Man entrinnt dem Leiden, das man in einem bösen Traum erleben mag, nicht dadurch, daß man in ein anderes Bett geht, sondern einfach dadurch, daß man aufwacht. Ebensowenig kann eine Veränderung des Orts oder der Umstände oder auch des leiblichen Körpers die Schwierigkeiten des wachen Traums des sterblichen Daseins lösen. Aber oft zwingen Schwierigkeiten uns gerade durch ihre Heftigkeit, den sterblichen Traum aufzugeben, so daß wir uns wie Jakob vom sterblichen Selbst abwenden und erklären und uns vergegenwärigen, daß die göttliche Liebe jetzt zugänglich ist — daß sie jetzt einzig und allein hier und alles ist.
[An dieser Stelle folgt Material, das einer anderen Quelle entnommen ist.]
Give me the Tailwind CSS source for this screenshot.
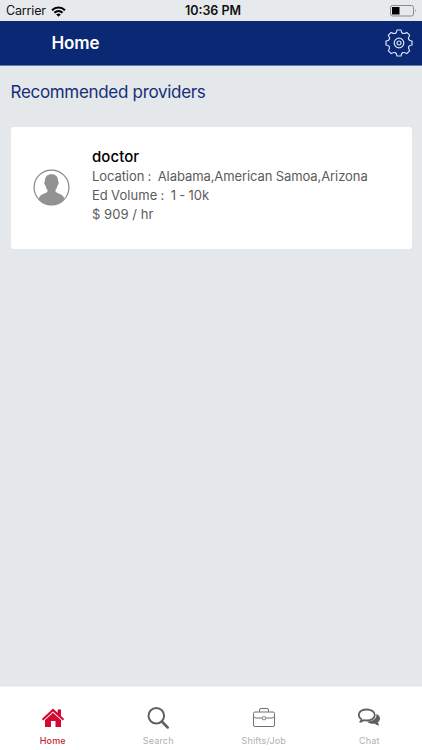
<!DOCTYPE html>
<html lang="en">
<head>
<meta charset="utf-8">
<title>Home</title>
<script src="https://cdn.jsdelivr.net/npm/@tailwindcss/browser@4"></script>
</head>
<body class="flex h-[750px] w-[422px] flex-col overflow-hidden bg-[#e4e8eb] font-['Inter','Liberation_Sans',sans-serif]">
  <div class="grid h-[21px] shrink-0 grid-cols-3 items-center bg-[#e6eaed] pt-px pr-[5px] pl-[6px] text-[12.5px] leading-5 text-[#111]">
    <div class="flex items-center gap-[5px]">
      <span class="tracking-[-0.15px]">Carrier</span>
      <svg class="h-[11px] w-[15px]" viewBox="0 0 15 11" fill="none" stroke="#000" stroke-width="2">
        <path d="M1 4.3C4.7.7 10.3.7 14 4.3"/><path d="M3.4 6.8C5.8 4.5 9.2 4.5 11.6 6.8"/><path d="M5.2 8.5Q7.5 6.5 9.8 8.5L7.5 10.8Z" fill="#000" stroke="none"/>
      </svg>
    </div>
    <span class="pl-[3px] text-center text-[12.5px] font-semibold tracking-[0px]">10:36 PM</span>
    <svg class="h-3 w-[27px] justify-self-end" viewBox="0 0 27 12">
      <rect x=".5" y=".5" width="23" height="10.5" rx="2" fill="none" stroke="#888b8e"/>
      <rect x="2" y="2" width="7.5" height="7.5" fill="#000"/>
      <path d="M25 4Q26.6 5.7 25 7.5Z" fill="#888b8e"/>
    </svg>
  </div>
  <header class="flex h-[45px] shrink-0 items-center justify-between border-b border-[#6d7fa9] bg-[#0a2873] pr-[9px] pl-[51.5px]">
    <h1 class="pt-[2px] text-[17px] font-semibold tracking-[-0.1px] text-white">Home</h1>
    <svg class="size-7" viewBox="-14 -14 28 28" fill="none" stroke="#dce5f7" stroke-width="1.2" stroke-linejoin="round">
      <path d="M-2 -13L2 -13C2.5 -9.2 4.3 -8.6 7.8 -10.6L10.6 -7.8C8.6 -4.3 9.2 -2.5 13 -2L13 2C9.2 2.5 8.6 4.3 10.6 7.8L7.8 10.6C4.3 8.6 2.5 9.2 2 13L-2 13C-2.5 9.2 -4.3 8.6 -7.8 10.6L-10.6 7.8C-8.6 4.3 -9.2 2.5 -13 2L-13 -2C-9.2 -2.5 -8.6 -4.3 -10.6 -7.8L-7.8 -10.6C-4.3 -8.6 -2.5 -9.2 -2 -13Z"/>
      <circle r="4.8"/><circle r="2"/>
    </svg>
  </header>
  <main class="flex-1 px-[10.5px] pt-[14px]">
    <h2 class="text-[17px] leading-6 tracking-[-0.31px] text-[#152f76]">Recommended providers</h2>
    <article class="mt-[22.5px] flex h-[122px] items-center rounded-[3px] bg-white pl-[22px]">
      <svg class="size-[37px] shrink-0" viewBox="0 0 37 37">
        <defs><clipPath id="avatar"><circle cx="18.5" cy="18.5" r="17.2"/></clipPath></defs>
        <path clip-path="url(#avatar)" fill="#929292" d="M18.5 5.2C22.9 5.2 25.3 8 25.1 12.5C26.2 12.7 25.8 15.8 24.5 16.4C24.1 18.7 23.3 19.9 22.5 20.8V22.5C24 25 31 24.5 31.5 31V37H5.5V31C6 24.5 13 25 14.5 22.5V20.8C13.7 19.9 12.9 18.7 12.5 16.4C11.2 15.8 10.8 12.7 11.9 12.5C11.7 8 14.1 5.2 18.5 5.2Z"/>
        <circle cx="18.5" cy="18.5" r="17.4" fill="none" stroke="#888" stroke-width="1.2"/>
      </svg>
      <div class="ml-[22.5px] pb-[4px] text-[13px] leading-[19px] text-[#5b5b5b]">
        <h3 class="h-[20px] text-[15px] leading-[20px] font-medium tracking-[0.05px] text-black">doctor</h3>
        <p class="tracking-[-0.08px] whitespace-pre [word-spacing:-0.3px]">Location :  Alabama,American Samoa,Arizona</p>
        <p class="tracking-[0.05px] whitespace-pre [word-spacing:-0.5px]">Ed Volume :  1 - 10k</p>
        <p class="tracking-[0.05px] whitespace-pre">$ 909 / hr</p>
      </div>
    </article>
  </main>
  <nav class="grid h-16 shrink-0 grid-cols-4 border-t border-[#eef0f2] bg-white pt-[19px] text-[9px] leading-3 text-[#b0b0b0]">
    <a class="flex flex-col items-center gap-[5px] font-medium text-[#c41f36]">
      <svg class="h-6 w-6" viewBox="0 0 24 24" fill="#d20a32">
        <path d="M12 2.5L16.6 6.8V3.5H20V10L23.2 13L21.8 14.5L12 5.6L2.2 14.5L.8 13Z"/><path d="M12 6.8L20 14V21H14.5V15H10V21H4V14Z"/>
      </svg>
      <span class="tracking-[0.2px]">Home</span>
    </a>
    <a class="flex flex-col items-center gap-[5px]">
      <svg class="h-6 w-6" viewBox="0 0 24 24" fill="none" stroke="#606060">
        <circle cx="10.3" cy="9.7" r="7.8" stroke-width="2"/><path d="M15.8 15.5L21.7 21.5" stroke-width="2.5" stroke-linecap="round"/>
      </svg>
      <span class="tracking-[0.15px]">Search</span>
    </a>
    <a class="flex flex-col items-center gap-[5px]">
      <svg class="h-6 w-6" viewBox="0 0 24 24" fill="none" stroke="#707070" stroke-width="1">
        <rect x="1.5" y="6" width="21" height="14.5" rx="1.5"/><path d="M7.5 6V4Q7.5 2.5 9 2.5H15Q16.5 2.5 16.5 4V6M2 10.5Q2.5 12 4 12H10M14 12H20Q21.5 12 22 10.5"/><rect x="10.3" y="10.7" width="3.4" height="3" rx="1"/>
      </svg>
      <span class="tracking-[0.2px]">Shifts/Job</span>
    </a>
    <a class="flex flex-col items-center gap-[5px]">
      <svg class="h-6 w-6" viewBox="0 0 24 24">
        <path d="M19.4 7.8C23.9 10 24 14 21 16.2Q21.2 18 22.5 19.5Q19.3 19.2 17.8 17.7C14.8 18.1 12.1 17.4 10.3 15.7C16 15.2 20.2 12.5 19.4 7.8Z" fill="#606060"/>
        <path d="M9.7 3.5C14.3 3.5 17.8 5.9 17.8 9C17.8 12.2 14.2 14.5 9.7 14.5Q8.2 14.5 6.8 14.2Q5.3 15.7 3.2 15.9Q4.4 14.7 4.5 13.2C0 10.7 1 3.5 9.7 3.5Z" fill="#fff" stroke="#606060" stroke-width="1.8" stroke-linejoin="round"/>
      </svg>
      <span class="tracking-[0.2px]">Chat</span>
    </a>
  </nav>
</body>
</html>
Wenn das Denken zu dieser herrlichen Wahrheit erwacht, macht man die bedeutsame Entdeckung, daß man das Himmelreich nicht an einem fernen Ort oder unter anderen Menschen zu suchen braucht; „denn sehet, das Reich Gottes ist inwendig in euch.“ Dann kann tatsächlich der „Stein des Orts“, an dem wir uns heute befinden, zu einem Altar werden, auf dem wir jede Annahme von einem guten oder bösen menschlichen Selbst zu opfern bereit sind, und wir rufen aus: „Gewiß ist der Herr an diesem Ort, und ich weiß es“!